Ana María, la sirvienta (10 de junio)

Autor: Adolfo Carreto

 

 

Mira quién va por ahí, la “besaladrillos”, mira a la “beata”.
Se mofaban de ella. No había nadie en Roma que no supiera de Ana María Taigi, la sirvienta, la rezandera, la adivina, la lava manteles, la que nació en Siena para venirse a Roma a servir. Unos decían que en su casa tenía una bola de cristal de la que sacaba las adivinanzas, otros aseguraban que no intuía sus predicciones en cosas de magia sino en revelaciones de lo Alto. Ana María iba y venía escuchando las murmuraciones, soportándolas, qué remedio. Soportar había sido siempre su condición. Lo primero que tuvo que soportar fue su extrema pobreza, su condición de indigente, el que sus padres y aceptaran su miseria. Así que de soportar estaba hecha, por eso que ahora la insultaran por la calle por refugiarse en la oración, por visitar las iglesias, por tener padre espiritual, y por dar consejos, era asunto baladí. Eso bien se puede soportar. La pobreza es otra cosa, mucho más duro de soportar.

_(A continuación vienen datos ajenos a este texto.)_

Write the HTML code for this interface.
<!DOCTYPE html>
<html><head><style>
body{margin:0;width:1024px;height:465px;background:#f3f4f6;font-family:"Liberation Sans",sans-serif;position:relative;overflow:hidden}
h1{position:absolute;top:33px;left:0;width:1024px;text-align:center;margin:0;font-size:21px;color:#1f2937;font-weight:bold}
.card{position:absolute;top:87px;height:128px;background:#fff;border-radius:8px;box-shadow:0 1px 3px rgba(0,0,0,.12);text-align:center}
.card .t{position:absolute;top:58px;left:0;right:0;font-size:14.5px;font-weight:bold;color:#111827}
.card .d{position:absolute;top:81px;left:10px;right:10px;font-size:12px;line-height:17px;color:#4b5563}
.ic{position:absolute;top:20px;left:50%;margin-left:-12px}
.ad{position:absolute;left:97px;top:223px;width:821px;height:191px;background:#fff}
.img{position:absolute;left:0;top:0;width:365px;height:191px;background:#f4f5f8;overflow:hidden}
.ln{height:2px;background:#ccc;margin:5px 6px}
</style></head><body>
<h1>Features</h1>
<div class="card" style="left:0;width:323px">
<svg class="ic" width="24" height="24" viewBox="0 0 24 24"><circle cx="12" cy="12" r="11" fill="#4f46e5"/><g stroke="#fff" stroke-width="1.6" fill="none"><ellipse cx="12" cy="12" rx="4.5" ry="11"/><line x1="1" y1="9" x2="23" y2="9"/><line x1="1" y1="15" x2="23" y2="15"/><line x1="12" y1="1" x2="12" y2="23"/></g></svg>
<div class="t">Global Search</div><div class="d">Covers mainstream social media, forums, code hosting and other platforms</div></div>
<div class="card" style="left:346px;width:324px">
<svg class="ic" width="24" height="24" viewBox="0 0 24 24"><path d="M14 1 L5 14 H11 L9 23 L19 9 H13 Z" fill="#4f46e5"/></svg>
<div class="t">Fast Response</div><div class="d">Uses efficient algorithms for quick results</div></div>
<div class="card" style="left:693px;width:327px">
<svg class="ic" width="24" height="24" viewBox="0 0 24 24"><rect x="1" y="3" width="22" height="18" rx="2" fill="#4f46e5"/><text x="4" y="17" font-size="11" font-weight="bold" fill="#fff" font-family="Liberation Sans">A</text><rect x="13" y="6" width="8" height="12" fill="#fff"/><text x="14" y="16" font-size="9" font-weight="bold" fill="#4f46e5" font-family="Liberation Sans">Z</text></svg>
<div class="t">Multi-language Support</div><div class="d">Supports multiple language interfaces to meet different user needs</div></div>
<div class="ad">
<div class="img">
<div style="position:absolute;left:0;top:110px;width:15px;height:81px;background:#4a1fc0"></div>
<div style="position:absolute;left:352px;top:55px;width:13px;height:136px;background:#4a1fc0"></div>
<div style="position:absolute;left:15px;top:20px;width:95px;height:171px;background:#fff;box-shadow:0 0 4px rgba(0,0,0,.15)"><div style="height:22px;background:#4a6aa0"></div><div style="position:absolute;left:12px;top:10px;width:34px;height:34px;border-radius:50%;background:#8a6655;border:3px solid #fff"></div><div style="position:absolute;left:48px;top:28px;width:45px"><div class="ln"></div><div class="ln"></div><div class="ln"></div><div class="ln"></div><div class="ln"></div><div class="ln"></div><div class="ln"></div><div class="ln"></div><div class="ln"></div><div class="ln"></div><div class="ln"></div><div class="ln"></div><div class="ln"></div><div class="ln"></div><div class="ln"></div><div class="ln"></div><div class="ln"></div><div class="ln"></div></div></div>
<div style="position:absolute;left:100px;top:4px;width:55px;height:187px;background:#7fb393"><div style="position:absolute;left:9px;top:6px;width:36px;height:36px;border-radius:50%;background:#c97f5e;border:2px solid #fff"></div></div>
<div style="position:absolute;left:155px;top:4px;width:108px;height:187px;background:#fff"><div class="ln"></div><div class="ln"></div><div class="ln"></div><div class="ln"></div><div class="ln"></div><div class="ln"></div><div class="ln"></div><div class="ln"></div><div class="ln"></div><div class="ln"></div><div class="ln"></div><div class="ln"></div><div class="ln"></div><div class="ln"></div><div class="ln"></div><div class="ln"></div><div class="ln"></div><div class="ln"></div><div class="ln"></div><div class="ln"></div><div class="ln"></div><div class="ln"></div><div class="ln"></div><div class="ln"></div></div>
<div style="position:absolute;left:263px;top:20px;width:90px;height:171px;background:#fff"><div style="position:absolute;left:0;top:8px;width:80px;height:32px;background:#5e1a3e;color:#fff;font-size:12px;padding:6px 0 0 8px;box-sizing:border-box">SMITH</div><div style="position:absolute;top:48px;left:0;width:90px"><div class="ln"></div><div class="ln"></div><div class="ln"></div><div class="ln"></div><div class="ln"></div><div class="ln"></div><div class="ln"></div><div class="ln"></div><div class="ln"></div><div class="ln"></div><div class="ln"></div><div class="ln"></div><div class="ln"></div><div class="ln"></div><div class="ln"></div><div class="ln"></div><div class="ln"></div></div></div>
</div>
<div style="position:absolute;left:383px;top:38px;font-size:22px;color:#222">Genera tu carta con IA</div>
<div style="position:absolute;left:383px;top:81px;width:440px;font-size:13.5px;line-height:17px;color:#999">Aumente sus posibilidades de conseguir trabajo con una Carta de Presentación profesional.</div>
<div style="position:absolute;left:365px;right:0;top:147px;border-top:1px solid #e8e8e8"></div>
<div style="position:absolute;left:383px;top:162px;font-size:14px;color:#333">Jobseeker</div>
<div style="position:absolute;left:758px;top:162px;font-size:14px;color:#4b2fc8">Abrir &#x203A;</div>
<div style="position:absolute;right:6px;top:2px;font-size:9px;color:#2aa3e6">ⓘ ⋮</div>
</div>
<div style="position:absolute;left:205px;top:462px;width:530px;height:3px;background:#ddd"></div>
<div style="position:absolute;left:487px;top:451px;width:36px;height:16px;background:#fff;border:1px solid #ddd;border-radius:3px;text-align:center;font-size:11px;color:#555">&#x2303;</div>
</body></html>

Nació pobre y no murió rica. Le añadió a su condición siete hijos, que es tanto como aumentar la pobreza siete veces para los ojos de los demás, aunque no para los de ella. Ni tampoco para su esfuerzo en echarlos adelante.

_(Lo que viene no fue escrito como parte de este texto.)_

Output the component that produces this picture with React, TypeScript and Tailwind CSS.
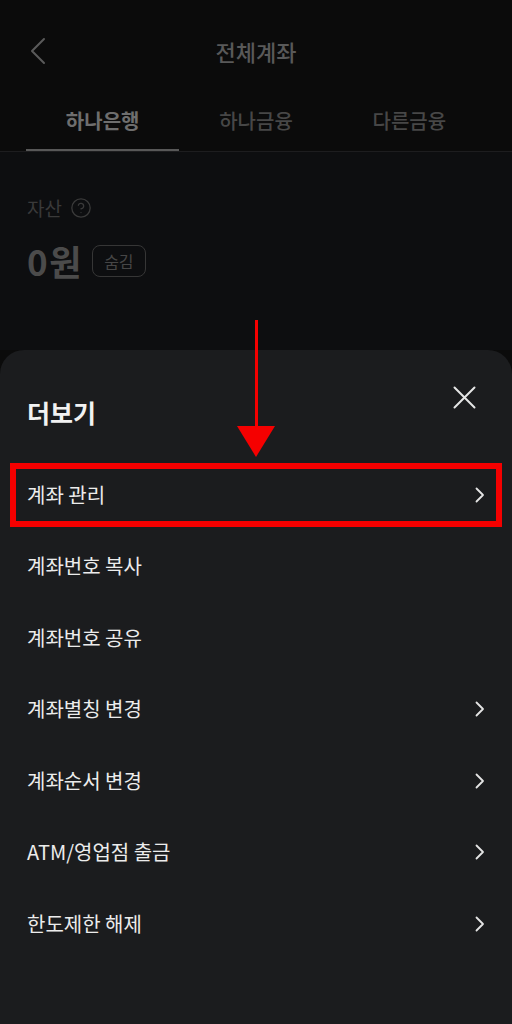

Mal lo tuvo en su casa durante los primeros años. Sus padres la veían como un estorbo más, y no porque renegaran de ella sino porque carecían de lo imprescindible para sacarla a flote. Así es que se decidió. Una nace como nace y no queda más que echarle valor a la vida. Y el valor que ella podía echarle, muchacha, favorecida sí, pero muchacha, era servir. Decirlo sin contemplaciones: solicitar empleo como criada.

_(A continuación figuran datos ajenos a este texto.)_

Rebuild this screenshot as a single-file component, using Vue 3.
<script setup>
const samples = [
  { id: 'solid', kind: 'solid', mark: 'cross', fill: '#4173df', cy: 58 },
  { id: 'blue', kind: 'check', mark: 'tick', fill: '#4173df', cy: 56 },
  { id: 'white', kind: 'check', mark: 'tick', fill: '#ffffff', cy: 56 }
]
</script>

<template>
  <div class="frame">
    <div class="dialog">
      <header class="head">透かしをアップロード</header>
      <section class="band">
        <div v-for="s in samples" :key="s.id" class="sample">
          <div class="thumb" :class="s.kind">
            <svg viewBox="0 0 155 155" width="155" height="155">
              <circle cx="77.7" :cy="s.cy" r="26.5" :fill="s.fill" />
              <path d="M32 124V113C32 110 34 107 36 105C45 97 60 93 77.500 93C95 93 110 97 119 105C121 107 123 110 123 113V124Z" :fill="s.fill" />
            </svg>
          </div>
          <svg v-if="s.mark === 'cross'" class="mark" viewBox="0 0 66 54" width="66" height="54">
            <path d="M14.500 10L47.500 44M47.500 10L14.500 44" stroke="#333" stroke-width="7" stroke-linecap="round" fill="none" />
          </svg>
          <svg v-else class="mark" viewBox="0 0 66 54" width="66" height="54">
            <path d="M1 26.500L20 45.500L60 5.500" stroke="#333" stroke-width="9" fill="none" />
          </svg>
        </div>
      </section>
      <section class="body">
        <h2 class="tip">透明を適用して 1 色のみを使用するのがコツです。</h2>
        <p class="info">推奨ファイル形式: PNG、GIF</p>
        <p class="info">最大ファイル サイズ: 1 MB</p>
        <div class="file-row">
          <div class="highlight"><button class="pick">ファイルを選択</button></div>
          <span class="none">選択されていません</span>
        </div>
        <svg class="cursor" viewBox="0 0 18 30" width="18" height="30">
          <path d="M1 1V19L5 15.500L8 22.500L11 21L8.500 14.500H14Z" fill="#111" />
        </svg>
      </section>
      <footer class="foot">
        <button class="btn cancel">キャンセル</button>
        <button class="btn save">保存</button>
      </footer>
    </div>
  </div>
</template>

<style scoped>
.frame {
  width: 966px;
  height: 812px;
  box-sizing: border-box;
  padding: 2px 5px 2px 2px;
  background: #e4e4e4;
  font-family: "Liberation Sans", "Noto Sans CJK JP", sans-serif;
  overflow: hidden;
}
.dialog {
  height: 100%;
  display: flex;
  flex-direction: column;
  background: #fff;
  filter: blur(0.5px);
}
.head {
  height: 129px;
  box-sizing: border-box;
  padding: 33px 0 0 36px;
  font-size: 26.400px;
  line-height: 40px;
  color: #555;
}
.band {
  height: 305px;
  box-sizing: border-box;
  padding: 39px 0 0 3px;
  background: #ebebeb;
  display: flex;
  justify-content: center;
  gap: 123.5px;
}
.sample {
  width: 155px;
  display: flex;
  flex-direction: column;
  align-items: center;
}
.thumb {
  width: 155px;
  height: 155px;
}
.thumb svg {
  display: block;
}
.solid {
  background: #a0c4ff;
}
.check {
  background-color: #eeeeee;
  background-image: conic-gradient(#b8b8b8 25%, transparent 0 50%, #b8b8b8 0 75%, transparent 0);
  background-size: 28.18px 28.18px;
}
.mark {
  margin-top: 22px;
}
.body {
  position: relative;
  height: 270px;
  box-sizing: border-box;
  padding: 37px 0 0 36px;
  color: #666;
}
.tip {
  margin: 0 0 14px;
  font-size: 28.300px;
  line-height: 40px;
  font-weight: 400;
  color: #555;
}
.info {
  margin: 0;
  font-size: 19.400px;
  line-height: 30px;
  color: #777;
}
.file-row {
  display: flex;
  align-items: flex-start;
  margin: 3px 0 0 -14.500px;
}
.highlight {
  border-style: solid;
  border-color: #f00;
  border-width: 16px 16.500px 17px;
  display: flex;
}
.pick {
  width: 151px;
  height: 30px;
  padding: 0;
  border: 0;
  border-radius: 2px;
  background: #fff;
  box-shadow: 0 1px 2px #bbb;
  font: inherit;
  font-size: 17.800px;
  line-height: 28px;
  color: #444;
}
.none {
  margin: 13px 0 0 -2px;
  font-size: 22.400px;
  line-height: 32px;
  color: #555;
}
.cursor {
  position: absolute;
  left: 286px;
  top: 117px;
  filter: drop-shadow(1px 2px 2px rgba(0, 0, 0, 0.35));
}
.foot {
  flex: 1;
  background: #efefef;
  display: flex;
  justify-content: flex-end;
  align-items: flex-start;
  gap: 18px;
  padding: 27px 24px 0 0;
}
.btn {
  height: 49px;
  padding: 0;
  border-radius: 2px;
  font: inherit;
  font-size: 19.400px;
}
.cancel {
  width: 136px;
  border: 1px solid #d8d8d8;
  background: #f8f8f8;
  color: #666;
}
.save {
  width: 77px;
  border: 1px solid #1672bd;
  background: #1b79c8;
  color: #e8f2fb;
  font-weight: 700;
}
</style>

Por eso digo que a esta santa la tiene usted en casa, o en la casa de al lado, en carne y hueso, con un acento de voz que denota otras latitudes, con un tono en la piel que posiblemente también denote su condición, con unas canciones mientras barre, hace las camas, limpia la cocina, lava, plancha, que son canciones de otros lados, a veces hasta con otro lenguaje. Ahí está, sumisa, cantando y tragando saliva a la vez, cantando para aguantar las malas palabras y, a veces, los malos tratos. Pero cantando, porque lo que usted le paga es un poco lo que necesita para echar adelante a esos muchachos que hasta son demasiados para su condición. Digo, por lo mismo, que esta santa, Ana María, es tan de ahora y tan de siempre, porque son las mujeres que tienen que soportarnos por su necesidad.
Supo ir moldeando a quienes se encontraban cerca. Supo que entendieran por qué rezaba, qué pedía a Dios, por qué lo pedía y por qué no se cansaba de pedirlo. Hasta que agarró fama de que sus consejos, y sus predicciones, eran auténticos. Y, viviendo ya en su casa, pobre siempre aunque ahora más digna, por allí transitaban personalidades para confiarle sus cuitas, para intentar adivinar qué sería de sus vidas, para que les diera consejos. Dicen que hasta cardenales acudieron.
Fue mujer agraciada. A los 20 años se enamoró. A los 20 se casó. Y a partir de los 20 comenzó a tener hijos. Siete en total. Y un marido chisquilloso, de mal talante, irascible a veces, hasta que ella supo amainarlo. Ya no iba de casa en casa, sirviendo, pero servía en la suya. Por eso dicen que su profesión fue la de sirvienta a vida completa. Lo de los milagros que se le atribuyen puede que no sean más que consecuencia de su condición. Lo de las predicciones que dicen, hijo, también. Lo cierto es que vivió y murió envuelta en ese halo de santidad de las personas que, sabiendo de qué condición son, no solamente no se avergüenzan sino que logran que los demás no se avergüencen. Es el milagro que me interesa. Para la Iglesia es mujer a imitar.